Les professionnels devront en tout état de cause se montrer vigilants lors de la préparation de leurs prochaines campagnes promotionnelles au regard des sanctions encourues en la matière, même s’il est probable qu’ils puissent bénéficier d’une certaine tolérance de l’administration durant la période de mise en route.
[1] Rappelez-vous, la notion de « prix de référence » avait été introduite par l’arrêté 77-105/P du 2 septembre 1977 puis reprise ensuite par l’arrêté du 31 décembre 2008. Ces deux arrêtés en donnaient une définition.
[2] Comme nous l’avions rappelé dans une précédente note, c’est l’article 6 bis, introduit par la directive 2019/2161 au sein de la directive 98/6/CE relative à la protection des consommateurs en matière d’indication des prix, qui est à l’origine de cette nouvelle définition (Jean-Christophe Grall, Prix de référence : Retour vers le futur !,Janvier 2020).
[3] Les Orientations indiquent que « « l’article 6 bis de la directive sur l’indication des prix s’appliquera à ces réductions de prix qui, même si elles sont présentées comme personnalisées, sont en réalité proposées/annoncées aux consommateurs de manière générale (…) Lorsque le code/le programme de fidélité est accessible/utilisé par beaucoup de clients ou la majorité d’entre eux. Dans ces cas, le professionnel doit respecter les obligations de l’article 6 bis, c’est-à-dire garantir que le prix « antérieur » pour tous les biens concernés constitue leur prix le plus bas disponible au public au cours des trente derniers jours », précisions qui nous apparaissent particulièrement confusantes.

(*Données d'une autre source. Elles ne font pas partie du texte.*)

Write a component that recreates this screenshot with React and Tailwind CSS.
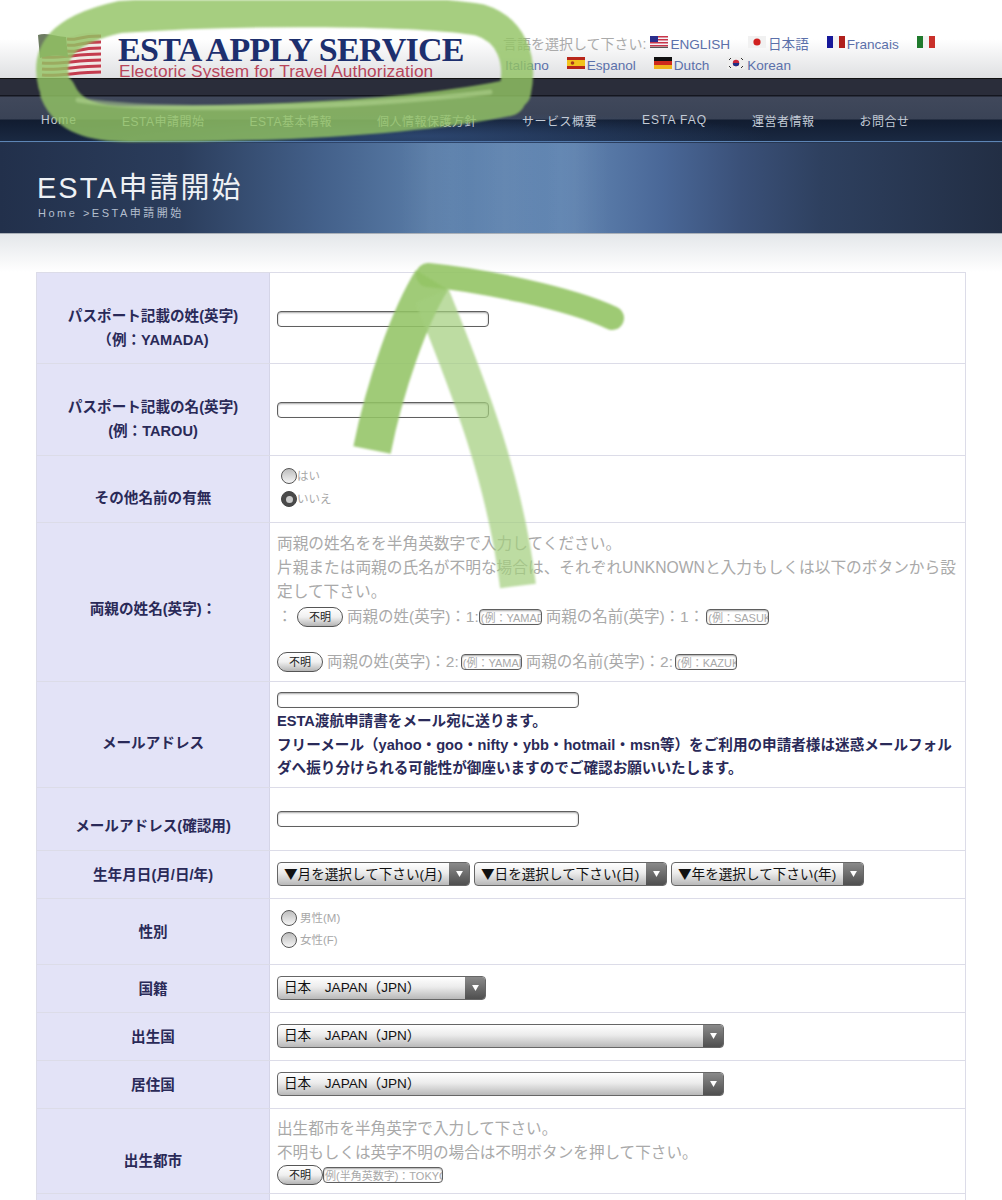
const FONT = { fontFamily: '"Liberation Sans","Noto Sans CJK JP",sans-serif' };

const Flag = ({ children }) => (
  <svg viewBox="0 0 18 12" className="inline-block h-[12px] w-[18px] align-[1px]">{children}</svg>
);
const flags = {
  us: (
    <>
      <rect width="18" height="12" fill="#f4f4f8" />
      <rect y="0" width="18" height="1.5" fill="#c8364a" /><rect y="3" width="18" height="1.5" fill="#c8364a" />
      <rect y="6" width="18" height="1.5" fill="#c8364a" /><rect y="9" width="18" height="1.5" fill="#c8364a" />
      <rect y="10.8" width="18" height="1.2" fill="#555" />
      <rect width="8" height="6" fill="#2b2e8c" />
    </>
  ),
  jp: (<><rect width="18" height="12" fill="#f1f1f1" /><circle cx="9" cy="6" r="3.6" fill="#d0201f" /></>),
  fr: (<><rect width="18" height="12" fill="#f2f2f2" /><rect width="6" height="12" fill="#16189a" /><rect x="12" width="6" height="12" fill="#b0201c" /></>),
  it: (<><rect width="18" height="12" fill="#f2f2f2" /><rect width="6" height="12" fill="#1f7a2c" /><rect x="12" width="6" height="12" fill="#c9302a" /></>),
  es: (<><rect width="18" height="12" fill="#b8261a" /><rect y="3" width="18" height="6" fill="#f2c31c" /><circle cx="5.5" cy="6" r="1.8" fill="#a83a1c" /></>),
  de: (<><rect width="18" height="4" fill="#111" /><rect y="4" width="18" height="4" fill="#cf2a1c" /><rect y="8" width="18" height="4" fill="#f0b41c" /></>),
  kr: (
    <>
      <rect width="18" height="12" fill="#eee" />
      <circle cx="9" cy="6" r="3.2" fill="#c8263a" />
      <path d="M5.8 6a3.2 3.2 0 0 0 6.4 0z" fill="#1d2f86" />
      <path d="M2 3l2-2M2 9l2 2M16 3l-2-2M16 9l-2 2" stroke="#333" strokeWidth="1" />
    </>
  ),
};

const Lang = ({ f, t, last }) => (
  <>
    <Flag>{flags[f]}</Flag>
    <wbr />
    <span className={`ml-[2px] text-[13.6px] text-[#5b70aa] ${last ? "" : "mr-[14px]"}`}>{t}</span>{" "}
  </>
);

const Input = ({ w, ph }) => (
  <div className={`${w} h-[16px] shrink-0 overflow-hidden whitespace-nowrap rounded-[4px] border border-[#5f5f5f] bg-white pl-[1px] text-[11px] leading-[17px] text-[#a8a8a8] shadow-[inset_0_1px_2px_rgba(0,0,0,0.35)]`}>
    {ph}
  </div>
);

const Unknown = () => (
  <span className="flex h-[20px] w-[46px] shrink-0 items-center justify-center rounded-full border border-[#555] bg-[linear-gradient(to_bottom,#ffffff,#f0f0f0_50%,#b5b5b5)] text-[11px] text-[#222]">
    不明
  </span>
);

const Radio = ({ on, label, cls }) => (
  <div className={`flex items-center ${cls}`}>
    {on ? (
      <span className="flex h-[16px] w-[16px] items-center justify-center rounded-full border border-[#444] bg-[#4a4a4a]">
        <span className="h-[7px] w-[7px] rounded-full bg-[#ccc]" />
      </span>
    ) : (
      <span className="h-[16px] w-[16px] rounded-full border border-[#555] bg-[linear-gradient(to_bottom,#bdbdbd,#f5f5f5)]" />
    )}
    <span className="text-[11.5px] text-[#a8a8a8]">{label}</span>
  </div>
);

const Select = ({ w, mark, children }) => (
  <div className={`${w} flex h-[24px] items-center justify-between overflow-hidden whitespace-nowrap rounded-[4px] border border-[#666] bg-[linear-gradient(to_bottom,#ffffff,#ececec_45%,#b9b9b9)] text-[13.6px] text-[#111]`}>
    <span className="pl-[6px]">
      {mark && <span className="font-['Noto_Sans_CJK_JP']">▼</span>}
      {children}
    </span>
    <span className="flex h-full w-[20px] items-center justify-center bg-[linear-gradient(to_bottom,#8a8a8a,#4f4f4f)]">
      <svg viewBox="0 0 8 7" className="h-[6px] w-[7px]"><path d="M0 0h8L4 7z" fill="#fff" /></svg>
    </span>
  </div>
);

const Row = ({ h, label, labelPt = "", cellCls = "", children }) => (
  <div className={`flex ${h} border-b border-[#dcdce8]`}>
    <div className={`flex w-[233px] shrink-0 flex-col items-center justify-center border-r border-[#d5d5e8] bg-[#e3e3f7] text-center text-[14.6px] font-bold leading-[24px] text-[#2a2a58] ${labelPt}`}>
      {label}
    </div>
    <div className={`min-w-0 flex-1 pl-[7px] ${cellCls}`}>{children}</div>
  </div>
);

const NAV = [
  ["Home", "-mt-[2px] tracking-[1px]"],
  ["ESTA申請開始", ""],
  ["ESTA基本情報", ""],
  ["個人情報保護方針", ""],
  ["サービス概要", ""],
  ["ESTA FAQ", "-mt-[2px] tracking-[1px]"],
  ["運営者情報", ""],
  ["お問合せ", ""],
];

export default function App() {
  return (
    <div style={FONT} className="relative h-[1200px] overflow-hidden bg-white">
      {/* header */}
      <header className="flex h-[78px] overflow-hidden bg-[linear-gradient(to_bottom,#ffffff,#ffffff_50%,#dfe0e2)] pl-[37px]">
        <svg viewBox="0 0 66 46" className="mt-[32px] h-[46px] w-[66px] shrink-0">
          <path d="M1 3C14 -1 24 8 36 4S56 1 62 2L65 40C52 36 44 46 28 42S10 40 5 42z" fill="#f1e9e6" />
          {[6, 12, 18, 24, 30, 36, 42].map((y) => (
            <path key={y} d={`M${y < 24 ? 30 : 5} ${y + 1}C${y < 24 ? 40 : 20} ${y + 3} 40 ${y - 2} 64 ${y - 2}`} stroke="#c43c4e" strokeWidth="3" fill="none" />
          ))}
          <path d="M1 3C10 0 20 5 29 5L31 25C20 22 10 24 3 26z" fill="#6d7c62" />
        </svg>
        <div className="ml-[15px] w-[385px] shrink-0">
          <div style={{ fontFamily: '"Liberation Serif",serif' }} className="mt-[36px] h-[27px] whitespace-nowrap text-[34px] font-bold leading-[27px] tracking-[-0.7px] text-[#1d2f6e]">
            ESTA APPLY SERVICE
          </div>
          <div className="ml-[1px] whitespace-nowrap text-[17.3px] leading-[16px] tracking-[0.1px] text-[#b8455a]">
            Electoric System for Travel Authorization
          </div>
        </div>
        <div className="w-[450px] shrink-0 pt-[34px] text-[14px] leading-[21px] text-[#aaa]">
          <span>言語を選択して下さい:</span>{" "}
          <Lang f="us" t="ENGLISH" />
          <Lang f="jp" t="日本語" />
          <Lang f="fr" t="Francais" />
          <Lang f="it" t="Italiano" />
          <Lang f="es" t="Espanol" />
          <Lang f="de" t="Dutch" />
          <Lang f="kr" t="Korean" last />
        </div>
      </header>

      {/* nav */}
      <nav className="flex h-[65px] items-start gap-[45px] bg-[radial-gradient(ellipse_350px_24px_at_420px_58px,rgba(60,95,150,0.55),rgba(60,95,150,0)),linear-gradient(to_bottom,#111_0,#111_1px,#2a2d3a_1px,#2a2d3a_17px,#14161f_17px,#14161f_18px,#40485b_19px,#3a4356_41px,#111c30_42px,#1a2942_63px,#5d85b5_63px,#5d85b5_64px,#26354f_64px)] pl-[41px] pt-[36px] text-[12px] tracking-[0.5px] text-[#c3cbd6]">
        {NAV.map(([t, c]) => (
          <a key={t} className={`whitespace-nowrap leading-[16px] ${c}`}>{t}</a>
        ))}
      </nav>

      {/* hero */}
      <section className="h-[90px] bg-[linear-gradient(to_right,rgba(255,255,255,0)_400px,rgba(255,255,255,0.03)_430px,rgba(255,255,255,0)_470px,rgba(255,255,255,0.03)_505px,rgba(255,255,255,0)_545px,rgba(255,255,255,0.03)_575px,rgba(255,255,255,0)_610px),linear-gradient(to_right,#22304b,#2b3d5c_18%,#43608a_32%,#5e82ad_45%,#6286b2_56%,#4a6898_66%,#3a5078_74%,#2e405f_82%,#222e44)] pl-[37px] pt-[27px]">
        <h1 className="text-[29px] font-normal leading-[36px] tracking-[2px] text-[#eef1f5]">ESTA申請開始</h1>
        <div className="ml-[1px] text-[11px] leading-[14px] tracking-[2.5px] text-[#b4bfce]">Home &gt;ESTA申請開始</div>
      </section>

      {/* fade */}
      <div className="h-[39px] border-t border-[#aab0b8] bg-[linear-gradient(to_bottom,#e4e7ea,#ffffff)]" />

      {/* table */}
      <main className="mx-[36px] border-x border-t border-[#dcdce8] text-[15.6px] leading-[24px] text-[#a9a9a9]">
        <Row h="h-[91px]" labelPt="pt-5" label={<><span>パスポート記載の姓(英字)</span><span>（例：YAMADA)</span></>} cellCls="pt-[38px]">
          <Input w="w-[212px]" />
        </Row>
        <Row h="h-[92px]" labelPt="pt-[19px]" label={<><span>パスポート記載の名(英字)</span><span>(例：TAROU)</span></>} cellCls="pt-[38px]">
          <Input w="w-[212px]" />
        </Row>
        <Row h="h-[67px]" labelPt="pt-[18px]" label="その他名前の有無" cellCls="pt-[12px] pl-[11px]">
          <Radio label="はい" cls="h-[16px]" />
          <Radio on label="いいえ" cls="mt-[7px] h-[16px]" />
        </Row>
        <Row h="h-[159px]" labelPt="pt-[14px]" label="両親の姓名(英字)：" cellCls="pt-[9px] pr-[8px]">
          <p className="text-[15.7px]">両親の姓名をを半角英数字で入力してください。</p>
          <p className="text-[15.7px]">片親または両親の氏名が不明な場合は、それぞれUNKNOWNと入力もしくは以下のボタンから設定して下さい。</p>
          <div className="mt-[1px] flex h-[24px] items-center whitespace-nowrap text-[15.5px]">
            <span className="w-[20px]">：</span>
            <Unknown />
            <span className="ml-[4px]">両親の姓(英字)：1:</span>
            <Input w="w-[63px]" ph="(例：YAMADA" />
            <span className="ml-[4px] mr-[2px]">両親の名前(英字)：1：</span>
            <Input w="w-[63px]" ph="(例：SASUKE" />
          </div>
          <div className="mt-[21px] flex h-[24px] items-center whitespace-nowrap text-[15.5px]">
            <Unknown />
            <span className="ml-[4px] mr-[2px]">両親の姓(英字)：2:</span>
            <Input w="w-[61px]" ph="(例：YAMADA" />
            <span className="ml-[4px] mr-[2px]">両親の名前(英字)：2:</span>
            <Input w="w-[62px]" ph="(例：KAZUKI" />
          </div>
        </Row>
        <Row h="h-[106px]" labelPt="pt-4" label="メールアドレス" cellCls="pt-[10px] pr-[8px]">
          <Input w="w-[302px]" />
          <div className="mt-[2px] text-[14.6px] font-bold leading-[23.7px] text-[#2a2a58]">
            <p>ESTA渡航申請書をメール宛に送ります。</p>
            <p>フリーメール（yahoo・goo・nifty・ybb・hotmail・msn等）をご利用の申請者様は迷惑メールフォルダへ振り分けられる可能性が御座いますのでご確認お願いいたします。</p>
          </div>
        </Row>
        <Row h="h-[63px]" labelPt="pt-[14px]" label="メールアドレス(確認用)" cellCls="pt-[23px]">
          <Input w="w-[302px]" />
        </Row>
        <Row h="h-[48px]" label="生年月日(月/日/年)" cellCls="flex gap-[4px] pt-[11px]">
          <Select mark w="w-[193px]">月を選択して下さい(月)</Select>
          <Select mark w="w-[193px]">日を選択して下さい(日)</Select>
          <Select mark w="w-[193px]">年を選択して下さい(年)</Select>
        </Row>
        <Row h="h-[66px]" label="性別" cellCls="pt-[11px] pl-[11px]">
          <Radio label="男性(M)" cls="h-[16px] gap-[3px]" />
          <Radio label="女性(F)" cls="mt-[6px] h-[16px] gap-[3px]" />
        </Row>
        <Row h="h-[48px]" label="国籍" cellCls="pt-[11px]">
          <Select w="w-[209px]">日本　JAPAN（JPN）</Select>
        </Row>
        <Row h="h-[48px]" label="出生国" cellCls="pt-[11px]">
          <Select w="w-[447px]">日本　JAPAN（JPN）</Select>
        </Row>
        <Row h="h-[48px]" label="居住国" cellCls="pt-[11px]">
          <Select w="w-[447px]">日本　JAPAN（JPN）</Select>
        </Row>
        <Row h="h-[85px]" labelPt="pt-5" label="出生都市" cellCls="pt-[8px]">
          <p>出生都市を半角英字で入力して下さい。</p>
          <p>不明もしくは英字不明の場合は不明ボタンを押して下さい。</p>
          <div className="flex h-[20px] items-center whitespace-nowrap">
            <Unknown />
            <Input w="w-[120px]" ph="例(半角英数字)：TOKYO" />
          </div>
        </Row>
        <Row h="h-[60px]" label="" />
      </main>

      {/* green marker annotation */}
      <svg viewBox="0 0 1002 1200" className="pointer-events-none absolute left-0 top-0 h-[1200px] w-[1002px] blur-[1px]" fill="none" strokeLinejoin="round">
        <g stroke="#93c465" opacity="0.82" strokeLinecap="round">
          <path d="M54 84C46 52 62 30 120 17C250 8 420 10 480 20C512 30 522 60 515 92" strokeWidth="32" />
          <path d="M58 92C68 116 92 124 130 124C250 124 400 120 508 98" strokeWidth="36" />
        </g>
        <path d="M78 100C150 112 340 110 490 92" stroke="#b9db98" strokeWidth="5" opacity="0.5" strokeLinecap="round" />
        <path d="M372 450C385 385 410 315 432 280" stroke="#93c465" strokeWidth="38" opacity="0.88" />
        <path d="M428 275C480 280 570 298 612 318" stroke="#93c465" strokeWidth="24" opacity="0.9" strokeLinecap="round" />
        <path d="M432 296C470 390 505 480 518 586" stroke="#a4cf7e" strokeWidth="36" opacity="0.72" />
      </svg>
    </div>
  );
}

[4] Pour mémoire, les pratiques commerciales trompeuses sont sanctionnées par une peine d’amende pénale pouvant atteindre 1.500.000 € pour l’entreprise, sanction pouvant être portée, de manière proportionnée aux avantages tirés du délit, à 10 % du chiffre d’affaires moyen annuel, ou à 50 % des dépenses engagées pour la réalisation de la publicité ou de la pratique constituant ce délit, conformément à l’article L. 132-2 du Code de la consommation.
[5] Il convient de relever que le texte européen utilise les termes de « réduction de prix progressivement augmentée » là où le texte français évoque des réductions de prix « successives ».
[6] Voir notamment : Cass. crim., 27 nov. 1990, n° 90-81.222, Bull. crim., 1990 N° 408 p. 1024 ; Cass. crim., 17 sept. 2002, n° 01-88.137.